We utilized the iterative calculation of a singular value decomposition to model a common subspace of a series of frames which is assumed to represent the background of the frames. An algorithm, the adaptive SVD was developed and applied for background subtraction in image processing. The assumption that the foreground has to be small objects was considered in more detail and relaxed by extensions of the algorithm. In an extensive evaluation, the capabilities of our algorithm were shown qualitatively and quantitatively using example videos and benchmark results. Compared to state-of-the-art unsupervised methods, we obtain competitive performance with even superior execution time. Even high-definition videos can be processed in real time.

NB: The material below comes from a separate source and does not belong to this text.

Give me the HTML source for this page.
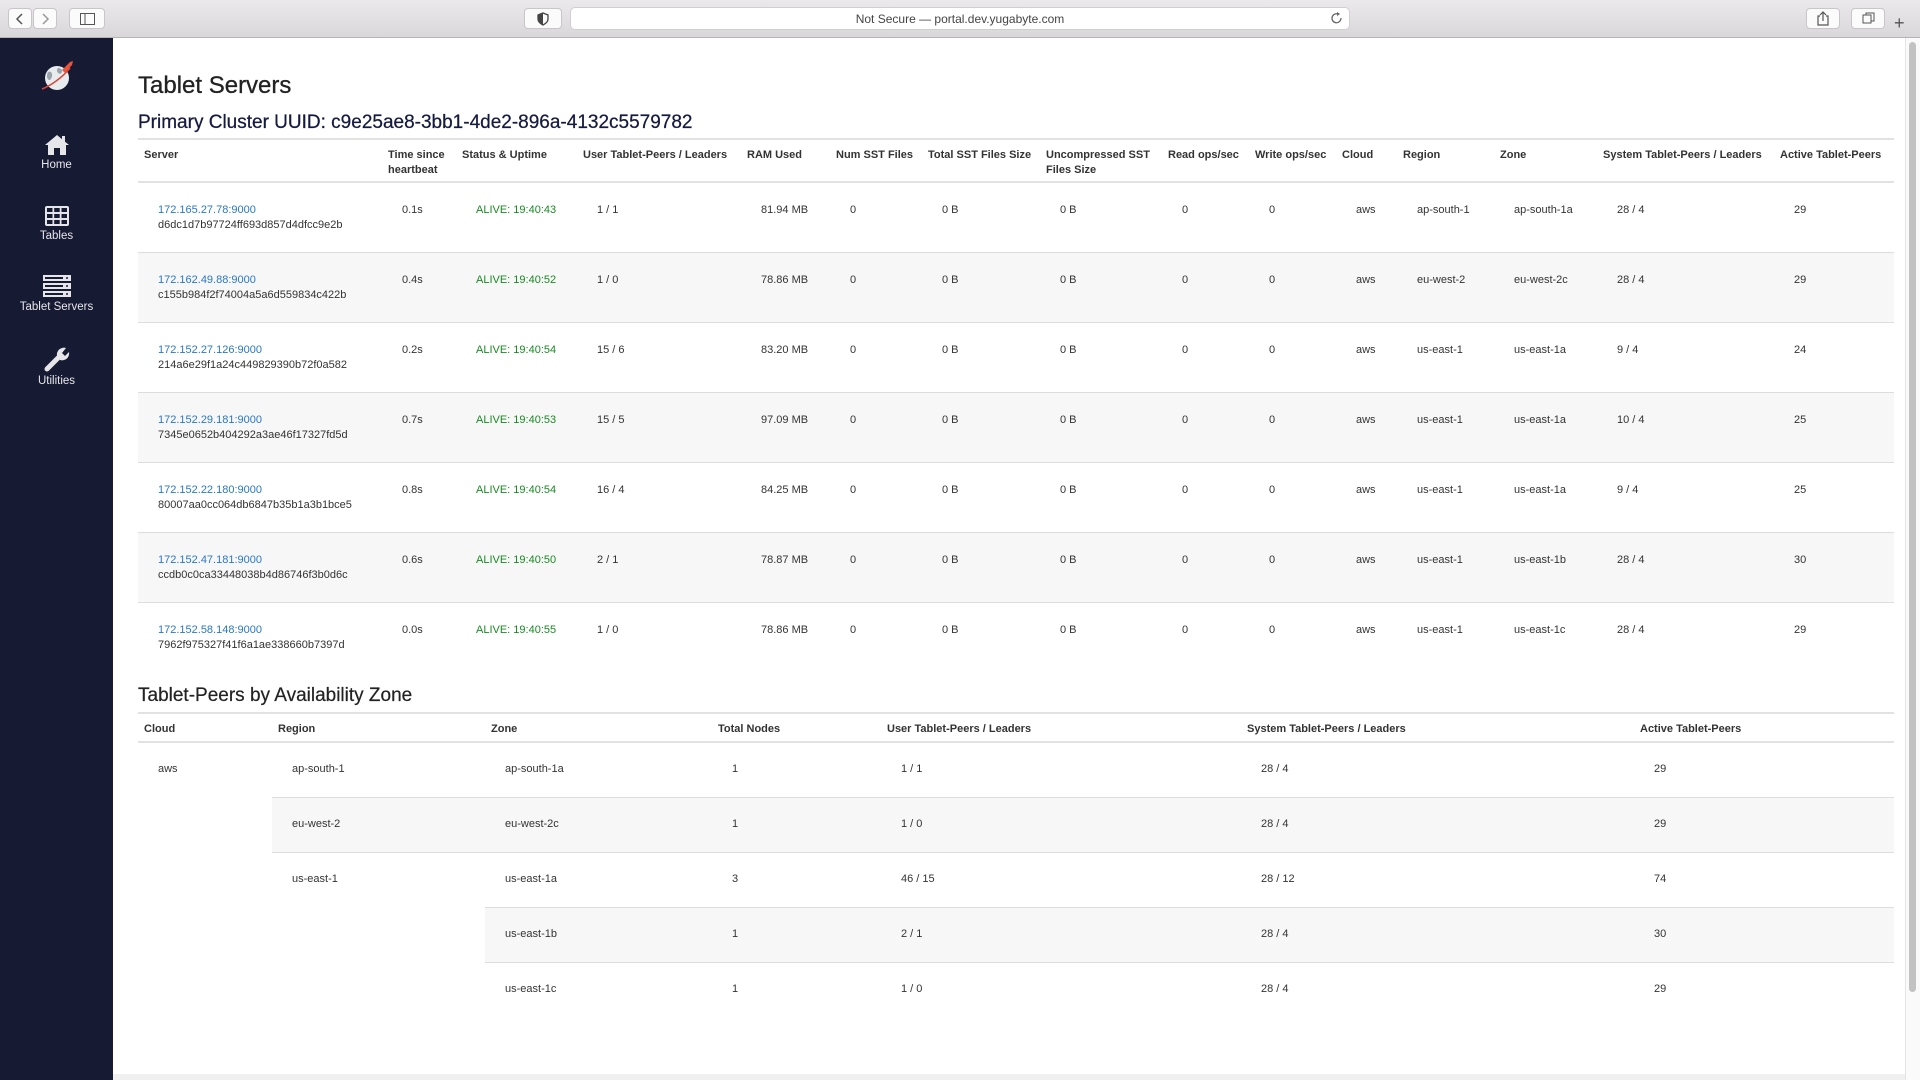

The evaluation also showed that if an application to a domain such as video surveillance is intended, our algorithm would need to be extended to also consider semantic information. Therefore, it can only be seen as a preprocessing step, e.g., reducing the search space for classification algorithms. In future work, we aim to evaluate the benefit of using our algorithm in preprocessing of an object classifier. Moreover, we will address the issue of foreground objects turning into background after being static for some time which is desirable in some cases and erroneous in others. A first approach is to use tracking because objects do not disappear without any movement. In the end, there is also some parallelization ability in our algorithm separating the projection onto the background of incoming images from the update of the background model. Further performance improvements will be investigated.